> [SUPPLIED DATA]
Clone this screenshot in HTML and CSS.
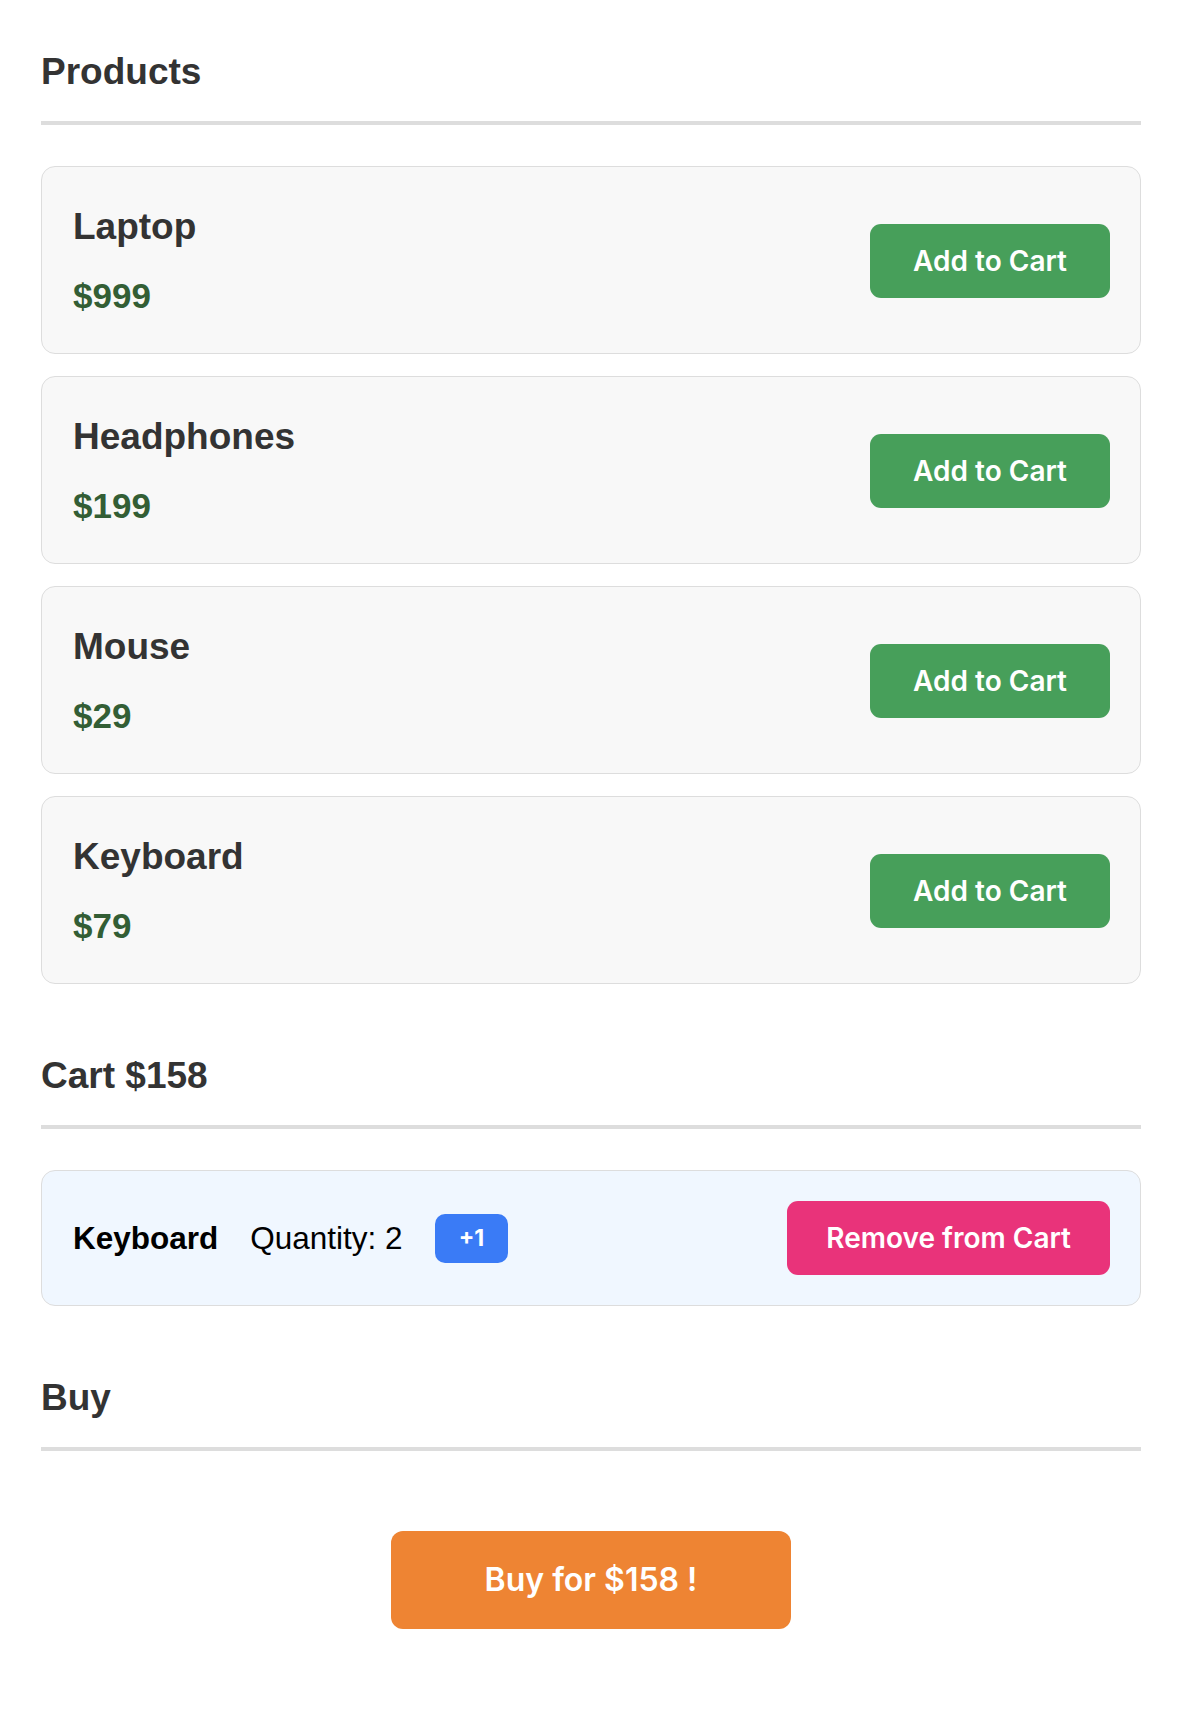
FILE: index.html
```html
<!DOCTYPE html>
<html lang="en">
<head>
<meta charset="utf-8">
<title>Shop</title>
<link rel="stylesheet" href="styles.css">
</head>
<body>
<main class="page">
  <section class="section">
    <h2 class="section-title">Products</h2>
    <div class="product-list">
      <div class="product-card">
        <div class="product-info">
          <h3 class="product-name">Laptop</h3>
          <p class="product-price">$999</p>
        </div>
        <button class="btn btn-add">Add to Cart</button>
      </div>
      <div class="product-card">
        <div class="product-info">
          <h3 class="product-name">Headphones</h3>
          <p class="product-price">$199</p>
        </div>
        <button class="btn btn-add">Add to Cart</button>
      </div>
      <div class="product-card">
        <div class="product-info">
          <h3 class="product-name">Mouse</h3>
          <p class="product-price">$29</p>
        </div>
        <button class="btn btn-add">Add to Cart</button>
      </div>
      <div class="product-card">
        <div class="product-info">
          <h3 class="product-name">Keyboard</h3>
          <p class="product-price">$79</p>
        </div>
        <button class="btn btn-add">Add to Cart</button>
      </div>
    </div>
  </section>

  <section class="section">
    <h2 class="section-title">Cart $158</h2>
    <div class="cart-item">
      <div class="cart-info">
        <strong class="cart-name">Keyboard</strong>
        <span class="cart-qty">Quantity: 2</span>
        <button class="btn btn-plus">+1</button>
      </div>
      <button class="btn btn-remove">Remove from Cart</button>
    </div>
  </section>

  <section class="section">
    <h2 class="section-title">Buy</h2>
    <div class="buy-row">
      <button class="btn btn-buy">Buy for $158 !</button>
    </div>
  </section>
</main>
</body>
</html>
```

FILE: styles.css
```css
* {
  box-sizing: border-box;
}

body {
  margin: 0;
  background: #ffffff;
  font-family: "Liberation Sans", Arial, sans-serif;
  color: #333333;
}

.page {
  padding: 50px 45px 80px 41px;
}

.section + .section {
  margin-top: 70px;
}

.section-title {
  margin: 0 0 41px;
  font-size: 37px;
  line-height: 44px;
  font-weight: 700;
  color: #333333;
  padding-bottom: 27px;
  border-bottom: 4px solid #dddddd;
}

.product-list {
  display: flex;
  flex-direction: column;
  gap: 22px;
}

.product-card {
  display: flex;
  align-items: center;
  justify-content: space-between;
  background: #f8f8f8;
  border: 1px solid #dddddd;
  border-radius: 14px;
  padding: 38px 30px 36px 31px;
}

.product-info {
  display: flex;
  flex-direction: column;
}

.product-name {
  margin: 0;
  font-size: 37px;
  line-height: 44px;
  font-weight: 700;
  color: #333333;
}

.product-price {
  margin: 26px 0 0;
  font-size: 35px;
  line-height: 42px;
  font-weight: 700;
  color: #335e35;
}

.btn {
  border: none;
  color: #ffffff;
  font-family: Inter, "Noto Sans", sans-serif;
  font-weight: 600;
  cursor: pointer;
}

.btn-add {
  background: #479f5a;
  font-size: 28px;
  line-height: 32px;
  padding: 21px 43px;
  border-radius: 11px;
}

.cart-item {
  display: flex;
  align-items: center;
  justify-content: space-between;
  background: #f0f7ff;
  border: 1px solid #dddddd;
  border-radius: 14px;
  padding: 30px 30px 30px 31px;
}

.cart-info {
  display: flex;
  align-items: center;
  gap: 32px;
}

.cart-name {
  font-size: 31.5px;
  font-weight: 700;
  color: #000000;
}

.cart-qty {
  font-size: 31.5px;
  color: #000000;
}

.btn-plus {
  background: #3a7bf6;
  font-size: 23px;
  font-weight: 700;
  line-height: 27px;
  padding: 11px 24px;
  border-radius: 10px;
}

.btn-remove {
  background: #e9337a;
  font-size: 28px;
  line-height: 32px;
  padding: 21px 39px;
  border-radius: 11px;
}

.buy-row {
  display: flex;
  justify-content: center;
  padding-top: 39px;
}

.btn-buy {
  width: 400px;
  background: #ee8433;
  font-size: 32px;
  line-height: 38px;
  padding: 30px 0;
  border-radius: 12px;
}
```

> [EXERCISE INSTRUCTIONS]
Copy the listing over exactly, skipping the pictures it holds.

> [ANSWER TO THE PROBLEM]
Clone this screenshot in HTML and CSS.
FILE: index.html
```html
<!DOCTYPE html>
<html lang="en">
<head>
<meta charset="utf-8">
<title>Shop</title>
<link rel="stylesheet" href="styles.css">
</head>
<body>
<main class="page">
  <section class="section">
    <h2 class="section-title">Products</h2>
    <div class="product-list">
      <div class="product-card">
        <div class="product-info">
          <h3 class="product-name">Laptop</h3>
          <p class="product-price">$999</p>
        </div>
        <button class="btn btn-add">Add to Cart</button>
      </div>
      <div class="product-card">
        <div class="product-info">
          <h3 class="product-name">Headphones</h3>
          <p class="product-price">$199</p>
        </div>
        <button class="btn btn-add">Add to Cart</button>
      </div>
      <div class="product-card">
        <div class="product-info">
          <h3 class="product-name">Mouse</h3>
          <p class="product-price">$29</p>
        </div>
        <button class="btn btn-add">Add to Cart</button>
      </div>
      <div class="product-card">
        <div class="product-info">
          <h3 class="product-name">Keyboard</h3>
          <p class="product-price">$79</p>
        </div>
        <button class="btn btn-add">Add to Cart</button>
      </div>
    </div>
  </section>

  <section class="section">
    <h2 class="section-title">Cart $158</h2>
    <div class="cart-item">
      <div class="cart-info">
        <strong class="cart-name">Keyboard</strong>
        <span class="cart-qty">Quantity: 2</span>
        <button class="btn btn-plus">+1</button>
      </div>
      <button class="btn btn-remove">Remove from Cart</button>
    </div>
  </section>

  <section class="section">
    <h2 class="section-title">Buy</h2>
    <div class="buy-row">
      <button class="btn btn-buy">Buy for $158 !</button>
    </div>
  </section>
</main>
</body>
</html>
```

FILE: styles.css
```css
* {
  box-sizing: border-box;
}

body {
  margin: 0;
  background: #ffffff;
  font-family: "Liberation Sans", Arial, sans-serif;
  color: #333333;
}

.page {
  padding: 50px 45px 80px 41px;
}

.section + .section {
  margin-top: 70px;
}

.section-title {
  margin: 0 0 41px;
  font-size: 37px;
  line-height: 44px;
  font-weight: 700;
  color: #333333;
  padding-bottom: 27px;
  border-bottom: 4px solid #dddddd;
}

.product-list {
  display: flex;
  flex-direction: column;
  gap: 22px;
}

.product-card {
  display: flex;
  align-items: center;
  justify-content: space-between;
  background: #f8f8f8;
  border: 1px solid #dddddd;
  border-radius: 14px;
  padding: 38px 30px 36px 31px;
}

.product-info {
  display: flex;
  flex-direction: column;
}

.product-name {
  margin: 0;
  font-size: 37px;
  line-height: 44px;
  font-weight: 700;
  color: #333333;
}

.product-price {
  margin: 26px 0 0;
  font-size: 35px;
  line-height: 42px;
  font-weight: 700;
  color: #335e35;
}

.btn {
  border: none;
  color: #ffffff;
  font-family: Inter, "Noto Sans", sans-serif;
  font-weight: 600;
  cursor: pointer;
}

.btn-add {
  background: #479f5a;
  font-size: 28px;
  line-height: 32px;
  padding: 21px 43px;
  border-radius: 11px;
}

.cart-item {
  display: flex;
  align-items: center;
  justify-content: space-between;
  background: #f0f7ff;
  border: 1px solid #dddddd;
  border-radius: 14px;
  padding: 30px 30px 30px 31px;
}

.cart-info {
  display: flex;
  align-items: center;
  gap: 32px;
}

.cart-name {
  font-size: 31.5px;
  font-weight: 700;
  color: #000000;
}

.cart-qty {
  font-size: 31.5px;
  color: #000000;
}

.btn-plus {
  background: #3a7bf6;
  font-size: 23px;
  font-weight: 700;
  line-height: 27px;
  padding: 11px 24px;
  border-radius: 10px;
}

.btn-remove {
  background: #e9337a;
  font-size: 28px;
  line-height: 32px;
  padding: 21px 39px;
  border-radius: 11px;
}

.buy-row {
  display: flex;
  justify-content: center;
  padding-top: 39px;
}

.btn-buy {
  width: 400px;
  background: #ee8433;
  font-size: 32px;
  line-height: 38px;
  padding: 30px 0;
  border-radius: 12px;
}
```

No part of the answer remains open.